> _Goal of the exercise_
Go through the material below and copy all lines with "this".

> _Stored data_
------------------------------------------------------------
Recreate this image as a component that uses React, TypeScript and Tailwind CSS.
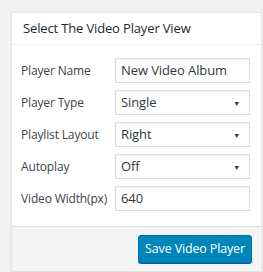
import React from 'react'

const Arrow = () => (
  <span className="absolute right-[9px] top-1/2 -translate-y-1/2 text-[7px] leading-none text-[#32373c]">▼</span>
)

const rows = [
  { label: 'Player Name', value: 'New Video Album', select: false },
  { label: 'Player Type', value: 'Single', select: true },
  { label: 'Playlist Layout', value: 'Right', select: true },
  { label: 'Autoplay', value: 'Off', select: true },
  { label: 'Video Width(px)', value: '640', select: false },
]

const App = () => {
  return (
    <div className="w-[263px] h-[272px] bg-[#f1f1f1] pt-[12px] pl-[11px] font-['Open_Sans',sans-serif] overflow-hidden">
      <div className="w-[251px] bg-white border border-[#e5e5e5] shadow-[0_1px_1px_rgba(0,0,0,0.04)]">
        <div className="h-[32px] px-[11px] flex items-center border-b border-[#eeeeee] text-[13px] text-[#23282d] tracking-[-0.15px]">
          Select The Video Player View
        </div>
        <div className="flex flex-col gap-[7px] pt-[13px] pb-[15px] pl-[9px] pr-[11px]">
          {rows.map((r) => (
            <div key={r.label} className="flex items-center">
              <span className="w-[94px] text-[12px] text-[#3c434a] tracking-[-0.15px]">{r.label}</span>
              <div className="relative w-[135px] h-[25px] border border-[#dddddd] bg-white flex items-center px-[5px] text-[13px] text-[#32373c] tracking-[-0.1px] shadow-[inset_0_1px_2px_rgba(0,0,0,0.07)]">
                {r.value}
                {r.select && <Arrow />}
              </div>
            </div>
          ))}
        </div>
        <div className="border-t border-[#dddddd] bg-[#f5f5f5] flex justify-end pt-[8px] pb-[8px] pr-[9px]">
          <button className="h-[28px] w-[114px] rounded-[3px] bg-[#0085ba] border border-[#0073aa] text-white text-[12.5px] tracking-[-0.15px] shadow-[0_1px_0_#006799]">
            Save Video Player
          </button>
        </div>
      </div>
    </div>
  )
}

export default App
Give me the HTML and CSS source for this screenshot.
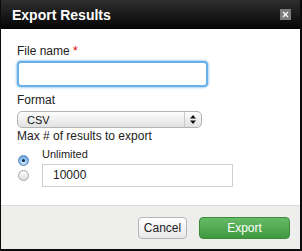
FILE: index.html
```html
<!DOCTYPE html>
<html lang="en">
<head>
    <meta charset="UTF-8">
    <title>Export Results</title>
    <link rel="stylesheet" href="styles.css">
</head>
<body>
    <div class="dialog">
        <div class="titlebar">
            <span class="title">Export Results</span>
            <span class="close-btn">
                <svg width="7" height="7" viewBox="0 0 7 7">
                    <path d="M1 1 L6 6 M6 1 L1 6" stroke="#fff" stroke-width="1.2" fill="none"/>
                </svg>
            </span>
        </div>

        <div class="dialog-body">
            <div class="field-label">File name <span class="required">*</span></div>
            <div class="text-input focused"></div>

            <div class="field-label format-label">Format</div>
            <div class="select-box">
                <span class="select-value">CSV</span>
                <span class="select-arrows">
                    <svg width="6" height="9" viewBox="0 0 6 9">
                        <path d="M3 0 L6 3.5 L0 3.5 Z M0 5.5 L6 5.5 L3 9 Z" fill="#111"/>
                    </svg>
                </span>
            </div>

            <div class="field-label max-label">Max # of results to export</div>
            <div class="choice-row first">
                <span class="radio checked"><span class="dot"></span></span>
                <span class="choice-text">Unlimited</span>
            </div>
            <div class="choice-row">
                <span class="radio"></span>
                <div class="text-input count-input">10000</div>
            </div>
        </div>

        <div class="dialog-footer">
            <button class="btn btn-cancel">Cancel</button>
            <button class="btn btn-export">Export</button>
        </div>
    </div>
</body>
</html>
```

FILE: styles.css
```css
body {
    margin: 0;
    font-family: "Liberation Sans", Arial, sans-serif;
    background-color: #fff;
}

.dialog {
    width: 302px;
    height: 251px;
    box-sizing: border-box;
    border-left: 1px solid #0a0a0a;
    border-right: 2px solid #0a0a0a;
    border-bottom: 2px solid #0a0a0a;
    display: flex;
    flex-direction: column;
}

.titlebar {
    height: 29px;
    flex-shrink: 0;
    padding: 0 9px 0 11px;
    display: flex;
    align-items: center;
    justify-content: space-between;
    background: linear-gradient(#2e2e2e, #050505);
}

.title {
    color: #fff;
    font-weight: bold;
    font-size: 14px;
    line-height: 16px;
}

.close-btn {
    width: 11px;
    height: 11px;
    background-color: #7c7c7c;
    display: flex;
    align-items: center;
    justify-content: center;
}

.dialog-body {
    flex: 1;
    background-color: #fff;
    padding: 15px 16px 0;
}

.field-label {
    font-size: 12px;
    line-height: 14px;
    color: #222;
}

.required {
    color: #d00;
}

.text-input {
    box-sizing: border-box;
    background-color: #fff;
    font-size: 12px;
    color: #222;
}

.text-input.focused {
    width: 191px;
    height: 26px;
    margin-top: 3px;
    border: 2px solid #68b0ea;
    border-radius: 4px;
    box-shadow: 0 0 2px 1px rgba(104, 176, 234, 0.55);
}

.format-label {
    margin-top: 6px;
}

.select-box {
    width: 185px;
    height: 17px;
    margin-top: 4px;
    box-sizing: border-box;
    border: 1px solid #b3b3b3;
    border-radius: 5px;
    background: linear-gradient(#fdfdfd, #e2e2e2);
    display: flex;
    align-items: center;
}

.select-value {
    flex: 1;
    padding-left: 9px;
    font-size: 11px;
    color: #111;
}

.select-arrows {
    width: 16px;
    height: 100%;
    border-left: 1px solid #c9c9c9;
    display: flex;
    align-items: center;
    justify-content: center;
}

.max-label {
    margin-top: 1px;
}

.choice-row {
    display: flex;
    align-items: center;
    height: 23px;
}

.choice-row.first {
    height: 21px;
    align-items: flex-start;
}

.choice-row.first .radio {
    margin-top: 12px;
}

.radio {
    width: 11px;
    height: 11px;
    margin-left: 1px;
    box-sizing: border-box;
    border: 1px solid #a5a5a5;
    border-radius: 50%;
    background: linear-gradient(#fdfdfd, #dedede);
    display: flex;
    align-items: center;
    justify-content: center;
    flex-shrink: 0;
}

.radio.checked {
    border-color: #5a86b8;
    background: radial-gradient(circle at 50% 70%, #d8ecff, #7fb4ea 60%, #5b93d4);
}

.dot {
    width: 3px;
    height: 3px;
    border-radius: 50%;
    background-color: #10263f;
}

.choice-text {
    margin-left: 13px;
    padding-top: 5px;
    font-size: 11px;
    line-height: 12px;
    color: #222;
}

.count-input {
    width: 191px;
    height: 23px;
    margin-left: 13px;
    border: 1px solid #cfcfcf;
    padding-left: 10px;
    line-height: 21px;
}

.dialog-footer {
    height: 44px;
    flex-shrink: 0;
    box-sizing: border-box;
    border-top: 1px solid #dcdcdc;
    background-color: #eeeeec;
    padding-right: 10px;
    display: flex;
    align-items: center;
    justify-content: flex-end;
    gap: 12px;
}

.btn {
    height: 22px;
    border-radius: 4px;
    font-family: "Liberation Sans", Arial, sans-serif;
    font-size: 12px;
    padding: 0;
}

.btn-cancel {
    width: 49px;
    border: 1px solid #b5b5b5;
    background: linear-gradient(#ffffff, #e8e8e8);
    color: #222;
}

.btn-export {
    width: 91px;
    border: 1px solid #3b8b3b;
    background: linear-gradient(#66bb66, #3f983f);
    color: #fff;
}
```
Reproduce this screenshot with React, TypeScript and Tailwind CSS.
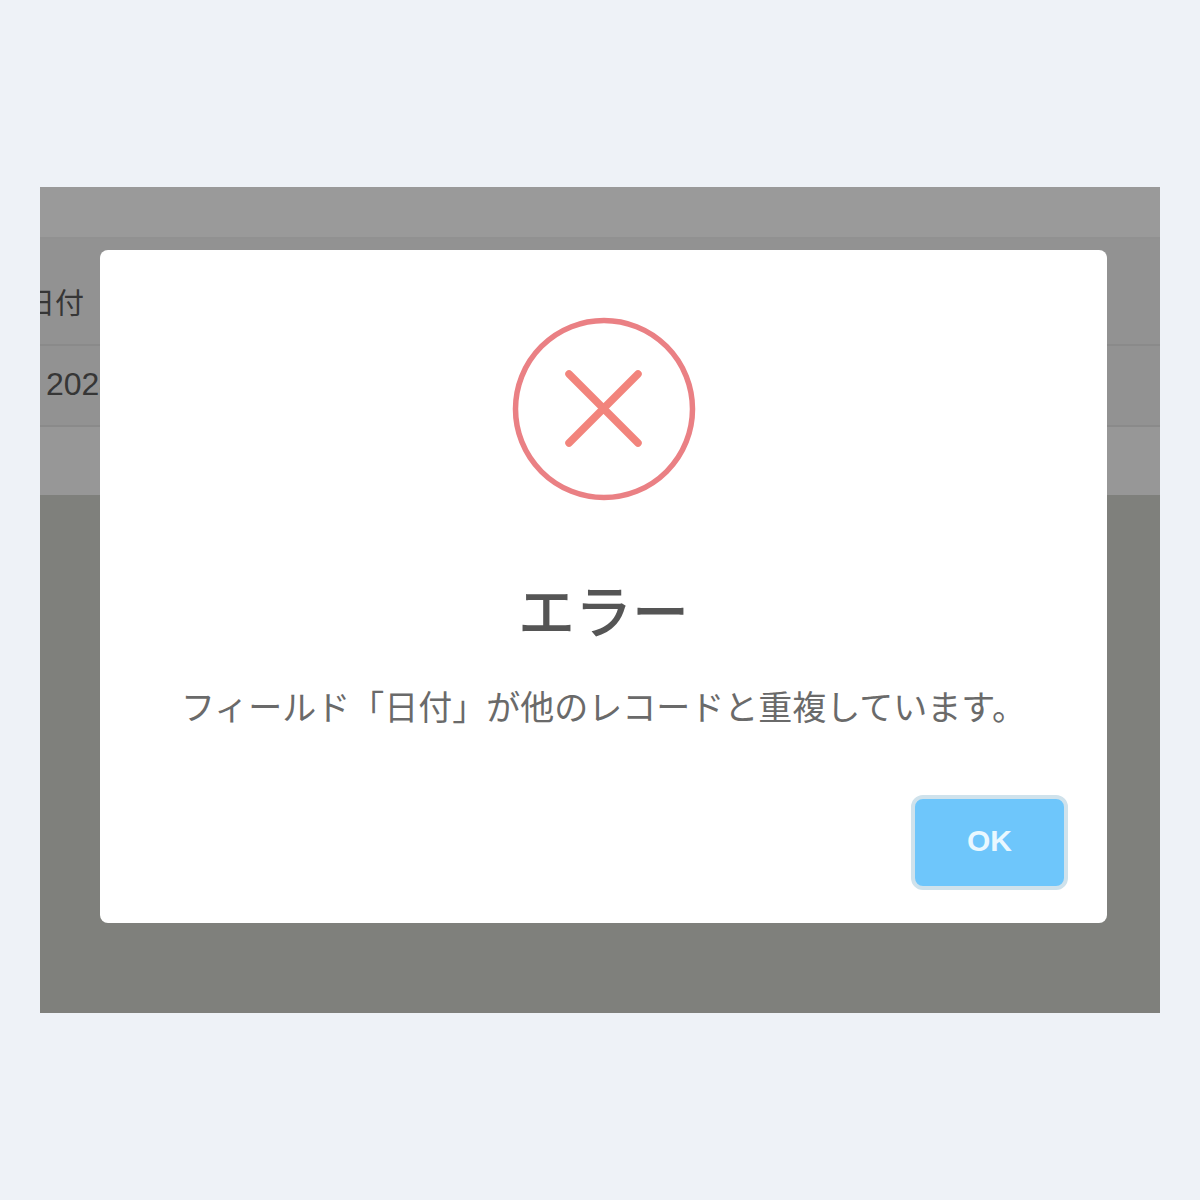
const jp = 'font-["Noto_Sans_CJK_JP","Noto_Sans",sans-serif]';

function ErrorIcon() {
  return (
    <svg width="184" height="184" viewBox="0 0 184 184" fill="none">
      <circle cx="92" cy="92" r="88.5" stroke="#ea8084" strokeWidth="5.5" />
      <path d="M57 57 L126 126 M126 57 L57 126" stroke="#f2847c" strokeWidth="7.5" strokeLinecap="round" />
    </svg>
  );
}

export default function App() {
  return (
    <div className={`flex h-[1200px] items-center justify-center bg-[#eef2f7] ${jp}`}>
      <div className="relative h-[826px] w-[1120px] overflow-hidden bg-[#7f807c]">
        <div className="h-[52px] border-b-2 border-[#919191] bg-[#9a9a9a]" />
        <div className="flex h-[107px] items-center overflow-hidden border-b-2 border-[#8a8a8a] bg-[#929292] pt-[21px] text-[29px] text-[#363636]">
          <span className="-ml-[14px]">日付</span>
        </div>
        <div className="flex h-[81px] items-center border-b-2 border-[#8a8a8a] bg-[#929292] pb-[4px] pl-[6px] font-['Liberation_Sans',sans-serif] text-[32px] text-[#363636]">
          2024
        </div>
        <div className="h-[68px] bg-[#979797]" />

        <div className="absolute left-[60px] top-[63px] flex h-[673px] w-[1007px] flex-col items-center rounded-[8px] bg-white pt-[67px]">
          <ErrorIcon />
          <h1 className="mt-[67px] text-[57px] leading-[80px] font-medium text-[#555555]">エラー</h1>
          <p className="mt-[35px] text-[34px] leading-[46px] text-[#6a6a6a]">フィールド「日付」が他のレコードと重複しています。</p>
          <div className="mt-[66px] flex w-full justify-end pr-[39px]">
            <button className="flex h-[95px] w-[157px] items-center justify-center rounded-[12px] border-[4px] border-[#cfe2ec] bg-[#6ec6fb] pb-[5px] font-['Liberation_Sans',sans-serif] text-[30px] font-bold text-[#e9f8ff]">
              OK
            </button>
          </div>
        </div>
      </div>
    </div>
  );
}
------------------------------------------------------------
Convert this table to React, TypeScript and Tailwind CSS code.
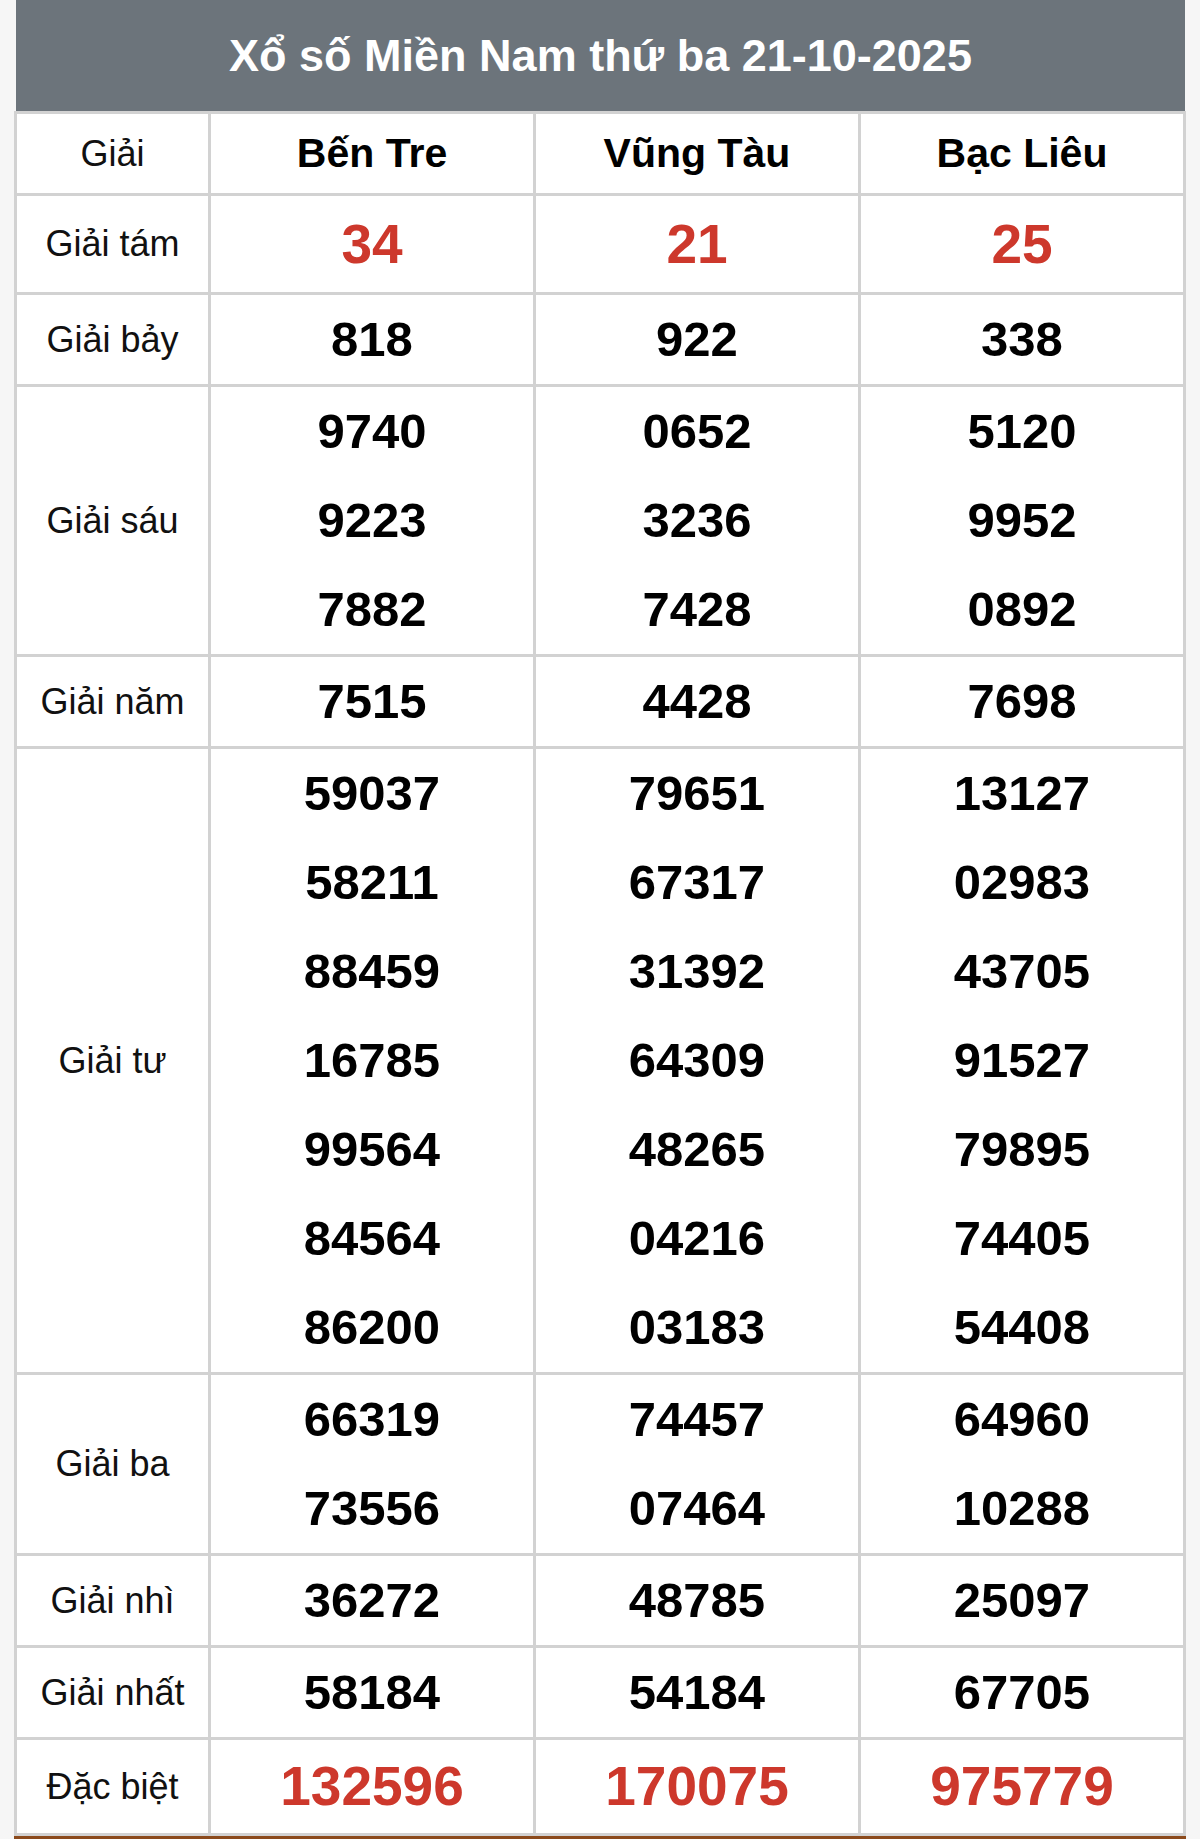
------------------------------------------------------------
> _Finished task_
Recreate this image as a component that uses React, TypeScript and Tailwind CSS.
Give me the HTML and CSS source for this screenshot.
Reproduce this screenshot with React, TypeScript and Tailwind CSS.
Convert this table to React, TypeScript and Tailwind CSS code.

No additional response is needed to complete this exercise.